Особые надежды в «увещевании» строптивой боярыни царь возлагал на ее родственников. Ее дядя Ф. М. Ртищев со своей дочерью Анной не раз бывал у Федосьи Прокофьевны, убеждал и уговаривал ее, но в ответ она говорила:
Поистине, дядюшка, вы прельщаете дьяволом, а потому ублажаете отступника, книги его, содержащие римские и иные ереси, восхваляйте! Православным же подобает книг его отвращаться и всех его нововедомых преданий гнушаться, а самого его проклинати всячески! [30] [ Так сказано у автора «Повести о боярыне Морозовой»]

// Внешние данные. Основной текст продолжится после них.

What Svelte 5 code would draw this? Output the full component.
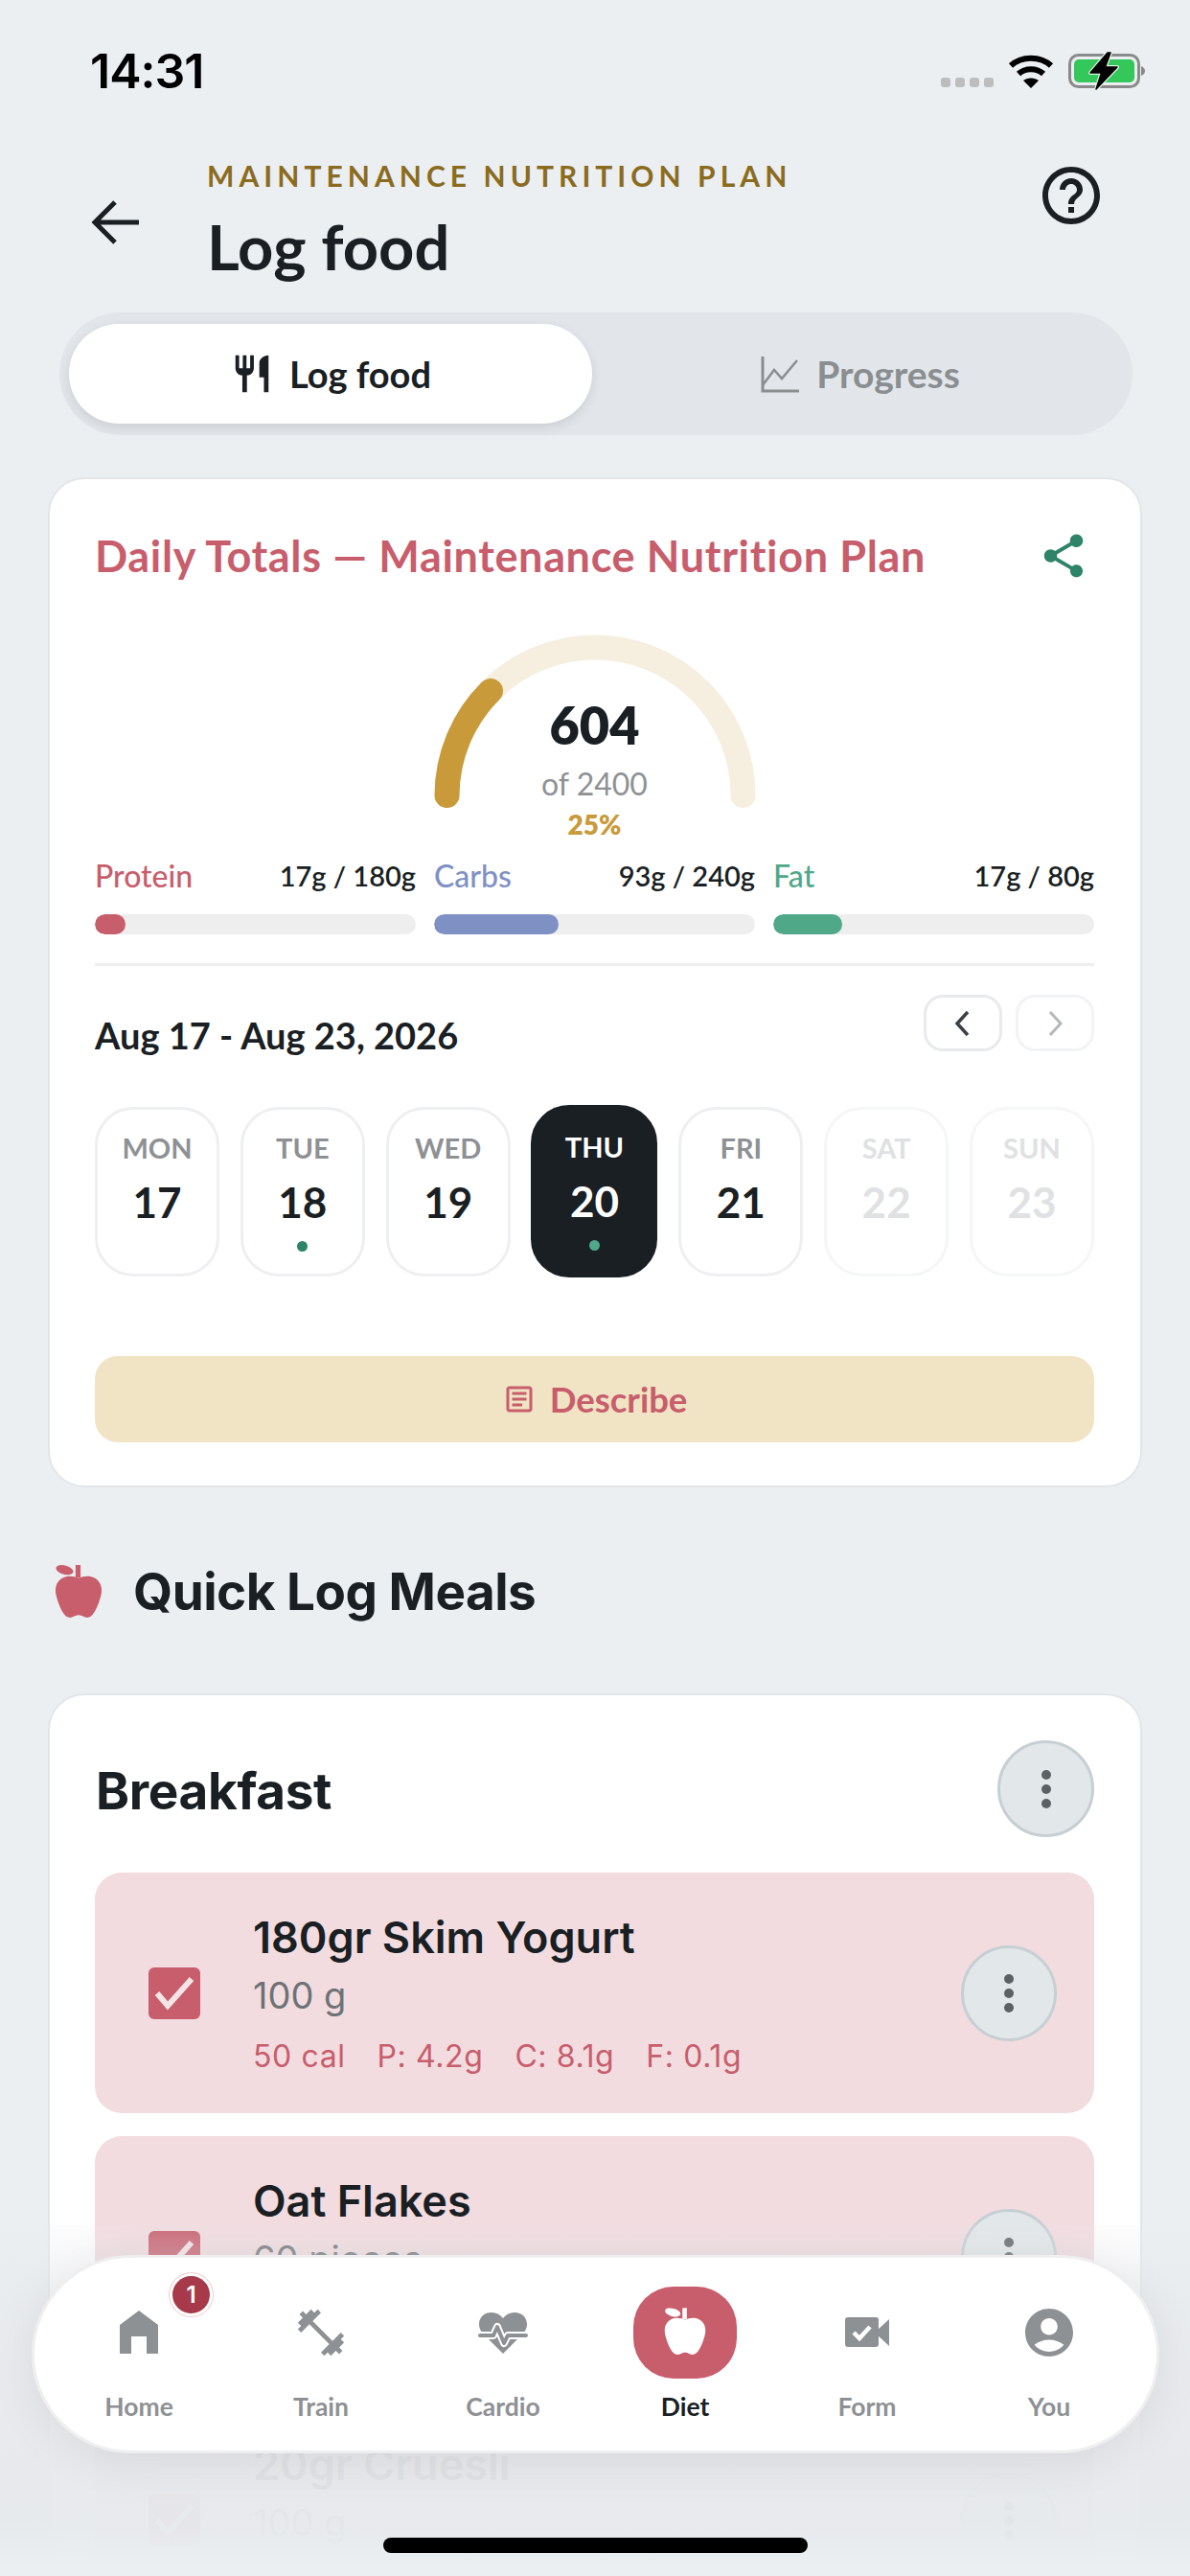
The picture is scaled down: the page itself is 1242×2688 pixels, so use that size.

На Ф. П. Морозову не возымели действия и просьбы родственников «оставить распрю, перекреститься тремя перстами, не прекословить великому государю и всем архиереям» — хотя бы ради благополучия единственного сына. Потом за нее взялось духовенство. В 1664 году по цареву повелению к боярыне приходили и вели «богословский диспут» архимандрит Чудовского монастыря Иоаким и ключарь того же монастыря Петр. Боярыня приняла гостей, но в споре «крепко свидетельствовала и зело их посрамила».
30
Так сказано у автора "Повести о боярыне Морозовой".
К сентябрю 1668 года у Федосьи Прокофьевны окончательно укрепилось намерение постричься в монахини, и она обратилась с просьбой к своей духовной матери — инокине Меланье — помочь ей в этом. Рассудительная духовная мать стала убеждать боярыню отказаться от этого, приводила разумные доводы. В частности, она говорила, что «невозможно этого в дому утаить, а если узнают у царя — многим людям многие скорби будут по случаю розысков и допросов». На время Федосья Прокофьевна удержалась от пострига, но в марте 1669 года умерла царица Марья, ее «заступница», и это, видимо, ускорило переход боярыни в «иноческий чин». Она тайно приняла постриг, удалилась от вотчинных дел, перестала ездить во дворец…
В январе 1671 года царь Алексей Михайлович вступил во второй брак — с молодой красавицей Натальей Кирилловной Нарышкиной. Федосья Прокофьевна в числе первых боярынь должна была присутствовать на свадьбе и «титлу цареву говорить, благоверным его назвать, руку целовать и вместе со всеми благословиться у архиерея». Но она решила «лучше острадати, нежели с ними сообщитися», и отказалась идти во дворец «на царскую радость», сославшись на болезнь ног. Царь не один раз посылал за ней, и твердый отказ боярыни принял как оскорбление.
В 1671 году, после разгрома восстания С. Разина, гонения на сторонников старой веры усилились. В Москве был сожжен старец Авраамий, в Мезени повесили юродивого Федора и москвича Луку Лаврентьевича, «сапожника чином» — ученика протопопа Аввакума, в Пустозерске его «соузникам» — старцу Епифанию, отцу Лазарю и дьякону Федору за их писания и речи «велено языки резати, а за крест руки сетчи»… Надвигался царский гнев и на Федосью Прокофьевну. Сначала к ней отправили боярина И. Б. Троекурова, но его визит остался без последствий. Затем царь направил другого гонца — мужа ее сестры князя П. С. Урусова, который заявил, что царь сильно гневается и требует, чтобы она покорилась всем нововведениям. А если не послушается, то «быти бедам великим»… В ночь на 16 ноября 1671 года за боярыней пришли Чудовский архимандрит Иоаким и думный дьяк Илларион Иванов из Стрелецкого приказа. Царские посланцы объявили не пожелавшей встать боярыне указ: «Понеже не умела еси жити в покорении, но в прекословии своем утвердилася еси, сего ради царское повеление постиже на тя, еже отгнати тя от дому твоего. Полно тебе жить на высоте! Сниди долу! Восстав, иди отсюду!»